### Written instruction:
Each line of the listing must be transcribed exactly, except for the images, which should be excluded.

### Dataset excerpt:
━━━

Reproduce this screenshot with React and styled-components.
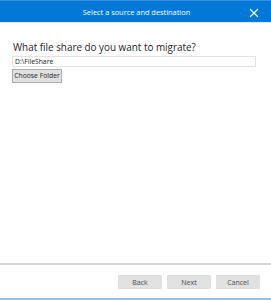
import React from 'react';
import styled, { createGlobalStyle } from 'styled-components';

const GlobalStyle = createGlobalStyle`
  *, *::before, *::after {
    box-sizing: border-box;
  }
  html, body {
    margin: 0;
    padding: 0;
    background: #ffffff;
  }
  body {
    font-family: "Open Sans", "Noto Sans", sans-serif;
  }
`;

const Dialog = styled.div`
  width: 271px;
  height: 300px;
  display: flex;
  flex-direction: column;
  background: #ffffff;
  border-bottom: 2px solid #8cc4ec;
`;

const TitleBar = styled.div`
  height: 23px;
  flex: none;
  display: flex;
  align-items: center;
  justify-content: center;
  position: relative;
  background: #0078d7;
  border-top: 1px solid #3d8fd6;
  border-bottom: 1px solid #d6e9f7;
  color: #ffffff;
  font-size: 7.4px;
  padding-left: 2px;
`;

const CloseButton = styled.button`
  position: absolute;
  right: 12px;
  top: 7px;
  width: 10px;
  height: 10px;
  padding: 0;
  border: none;
  background: transparent;
  display: flex;
  align-items: center;
  justify-content: center;
`;

const Body = styled.div`
  flex: 1;
  padding: 17px 15px 0 12px;
  display: flex;
  flex-direction: column;
`;

const Question = styled.div`
  font-size: 9.9px;
  color: #1e1e1e;
  margin-left: 1px;
  margin-bottom: 2px;
  line-height: 14px;
`;

const PathInput = styled.div`
  height: 11px;
  border: 1px solid #e3e3e3;
  padding: 0 2px;
  font-size: 6.8px;
  line-height: 9px;
  color: #222222;
  margin-bottom: 2px;
  white-space: nowrap;
`;

const GrayButton = styled.button`
  font-family: "Open Sans", "Noto Sans", sans-serif;
  font-size: ${p => p.$fs || 7}px;
  color: ${p => (p.$muted ? '#4a4a4a' : '#222222')};
  background: #e1e1e1;
  border: 1px solid ${p => (p.$bordered ? '#adadad' : '#e1e1e1')};
  height: ${p => p.$h || 14}px;
  width: ${p => (p.$w ? p.$w + 'px' : 'auto')};
  padding: 0;
  line-height: 1;
  white-space: nowrap;
  cursor: pointer;
`;

const FolderRow = styled.div`
  display: flex;
`;

const Footer = styled.div`
  flex: none;
  height: 35px;
  border-top: 2px solid #d6d6d6;
  display: flex;
  justify-content: flex-end;
  align-items: flex-start;
  gap: 5px;
  padding: 10px 11px 0 0;
`;

function App() {
  return (
    <>
      <GlobalStyle />
      <Dialog>
        <TitleBar>
          Select a source and destination
          <CloseButton aria-label="Close">
            <svg width="10" height="10" viewBox="0 0 10 10">
              <path d="M1 1 L9 9 M9 1 L1 9" stroke="#ffffff" strokeWidth="1.1" fill="none" />
            </svg>
          </CloseButton>
        </TitleBar>
        <Body>
          <Question>What file share do you want to migrate?</Question>
          <PathInput>D:\FileShare</PathInput>
          <FolderRow>
            <GrayButton $bordered $w={50} $fs={6.8}>Choose Folder</GrayButton>
          </FolderRow>
        </Body>
        <Footer>
          <GrayButton $muted $w={44}>Back</GrayButton>
          <GrayButton $muted $w={44}>Next</GrayButton>
          <GrayButton $muted $w={44}>Cancel</GrayButton>
        </Footer>
      </Dialog>
    </>
  );
}

export default App;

━━━

### Task solution:
Reproduce this screenshot with React and styled-components.
import React from 'react';
import styled, { createGlobalStyle } from 'styled-components';

const GlobalStyle = createGlobalStyle`
  *, *::before, *::after {
    box-sizing: border-box;
  }
  html, body {
    margin: 0;
    padding: 0;
    background: #ffffff;
  }
  body {
    font-family: "Open Sans", "Noto Sans", sans-serif;
  }
`;

const Dialog = styled.div`
  width: 271px;
  height: 300px;
  display: flex;
  flex-direction: column;
  background: #ffffff;
  border-bottom: 2px solid #8cc4ec;
`;

const TitleBar = styled.div`
  height: 23px;
  flex: none;
  display: flex;
  align-items: center;
  justify-content: center;
  position: relative;
  background: #0078d7;
  border-top: 1px solid #3d8fd6;
  border-bottom: 1px solid #d6e9f7;
  color: #ffffff;
  font-size: 7.4px;
  padding-left: 2px;
`;

const CloseButton = styled.button`
  position: absolute;
  right: 12px;
  top: 7px;
  width: 10px;
  height: 10px;
  padding: 0;
  border: none;
  background: transparent;
  display: flex;
  align-items: center;
  justify-content: center;
`;

const Body = styled.div`
  flex: 1;
  padding: 17px 15px 0 12px;
  display: flex;
  flex-direction: column;
`;

const Question = styled.div`
  font-size: 9.9px;
  color: #1e1e1e;
  margin-left: 1px;
  margin-bottom: 2px;
  line-height: 14px;
`;

const PathInput = styled.div`
  height: 11px;
  border: 1px solid #e3e3e3;
  padding: 0 2px;
  font-size: 6.8px;
  line-height: 9px;
  color: #222222;
  margin-bottom: 2px;
  white-space: nowrap;
`;

const GrayButton = styled.button`
  font-family: "Open Sans", "Noto Sans", sans-serif;
  font-size: ${p => p.$fs || 7}px;
  color: ${p => (p.$muted ? '#4a4a4a' : '#222222')};
  background: #e1e1e1;
  border: 1px solid ${p => (p.$bordered ? '#adadad' : '#e1e1e1')};
  height: ${p => p.$h || 14}px;
  width: ${p => (p.$w ? p.$w + 'px' : 'auto')};
  padding: 0;
  line-height: 1;
  white-space: nowrap;
  cursor: pointer;
`;

const FolderRow = styled.div`
  display: flex;
`;

const Footer = styled.div`
  flex: none;
  height: 35px;
  border-top: 2px solid #d6d6d6;
  display: flex;
  justify-content: flex-end;
  align-items: flex-start;
  gap: 5px;
  padding: 10px 11px 0 0;
`;

function App() {
  return (
    <>
      <GlobalStyle />
      <Dialog>
        <TitleBar>
          Select a source and destination
          <CloseButton aria-label="Close">
            <svg width="10" height="10" viewBox="0 0 10 10">
              <path d="M1 1 L9 9 M9 1 L1 9" stroke="#ffffff" strokeWidth="1.1" fill="none" />
            </svg>
          </CloseButton>
        </TitleBar>
        <Body>
          <Question>What file share do you want to migrate?</Question>
          <PathInput>D:\FileShare</PathInput>
          <FolderRow>
            <GrayButton $bordered $w={50} $fs={6.8}>Choose Folder</GrayButton>
          </FolderRow>
        </Body>
        <Footer>
          <GrayButton $muted $w={44}>Back</GrayButton>
          <GrayButton $muted $w={44}>Next</GrayButton>
          <GrayButton $muted $w={44}>Cancel</GrayButton>
        </Footer>
      </Dialog>
    </>
  );
}

export default App;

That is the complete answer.